林霜霜看着他们那湿透的、苍凉的、绝情的背影,感受着徐小春身上散发出的一波又一波绝望气息,唯一能做的,就是紧了紧手臂,重重的叹出一口气
“唉!三嫂,越是没人心疼你,你就该心疼你自己啊!我知道,我这会儿劝你啥,你都听不进去,你只觉得活腻了,死了就能一了百了了!”
徐小春像响应她这番话似的,倔强的紧紧闭住眼,任眼泪横流。
林霜霜仔细感受着她的气息,又说道
“可是,你知道我娘的脾气,她这个人,就算你死了,她也还能絮絮叨叨的骂你、抹黑你!可你死了你就证明不了你自己了,你真成她嘴里说的懒女人没用女人,多余娶回去的女人了,你多冤啊?”
徐小春本来无力垂着的手,紧紧握了握。
林霜霜又说
“还有我三哥,你死了,他大概还只顾着赌钱呢,为了这么一个不知道心疼你的人去死,你这多冤啊?”
徐小春开始有抽泣声,很重的吸气,无比悲伤。
“嫂子,死这回事,可容易了,想死了,随时都能死的,这事不急的,咱先缓一缓。
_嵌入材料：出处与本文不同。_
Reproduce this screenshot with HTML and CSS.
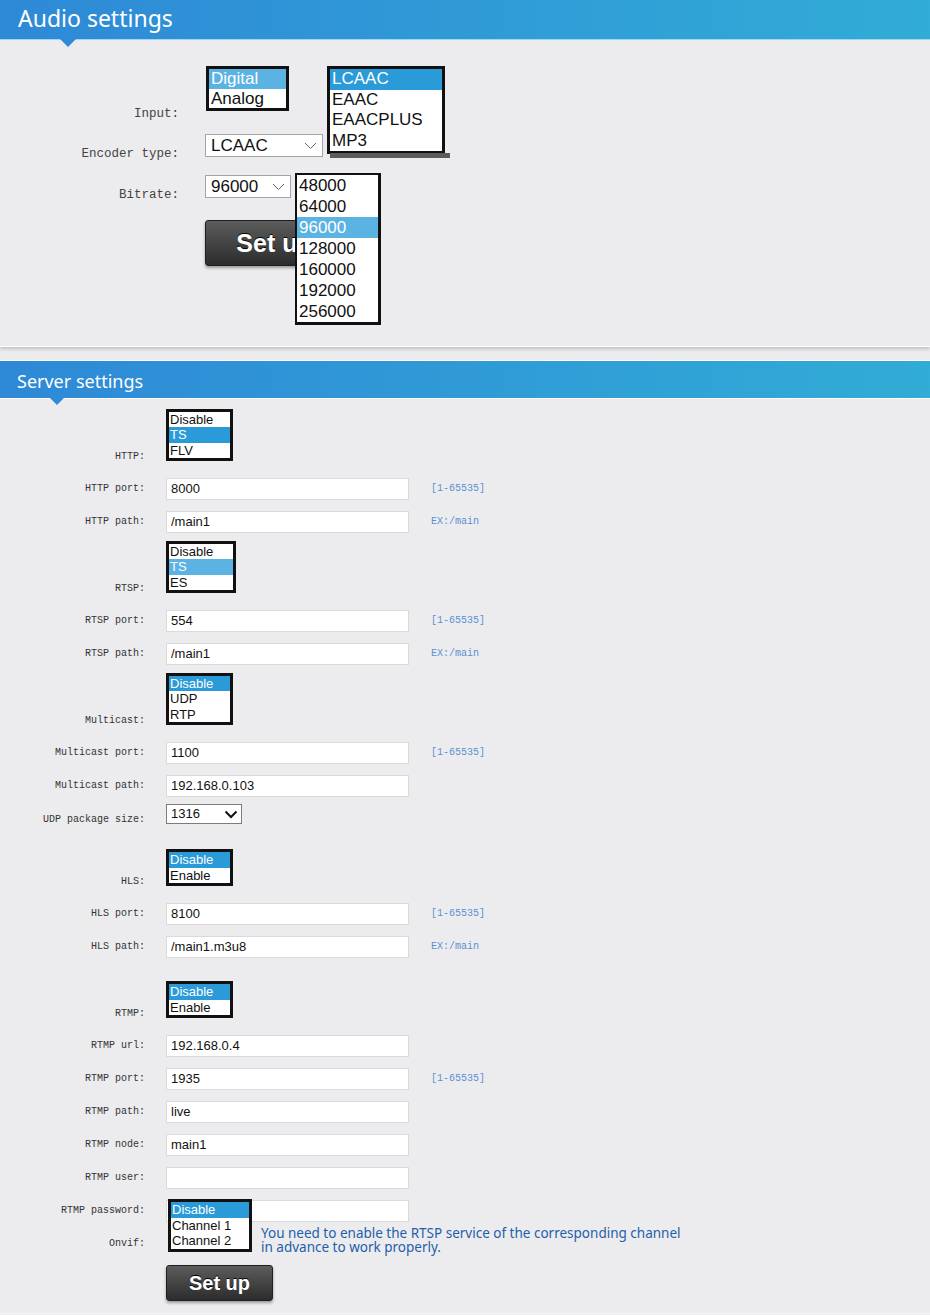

”林霜霜说着,开始搬动她,先努力把她拉得坐上来一些,又说
“你起来,我载你去镇上,检查一下身体。你要不愿意回去,就先在镇上住几天,我给你找个活,你自己个养活你自己个!”
徐小春没抗拒,但也不配合,反正就不动,任林霜霜折腾。
坡岸湿滑,林霜霜拉她拉得大喘气,实在拉不动了,喊道
“唉……你起来!你好好活着,让我娘看看,你勤快又能干,可不是她成天骂的那样;也给我哥看看,你多好一女人啊,你没他也能过的很好,这才是咱们过日子的道理啊,起来!女人没有男人照样能过的很好的,起来!”
徐小春忽然转过身,趴在地上,大声恸哭起来。
林霜霜放了手,任她哭。
河边风萧萧,草绿绿,但在徐小春的哭声里,风都在呜咽、草似乎都失去了颜色。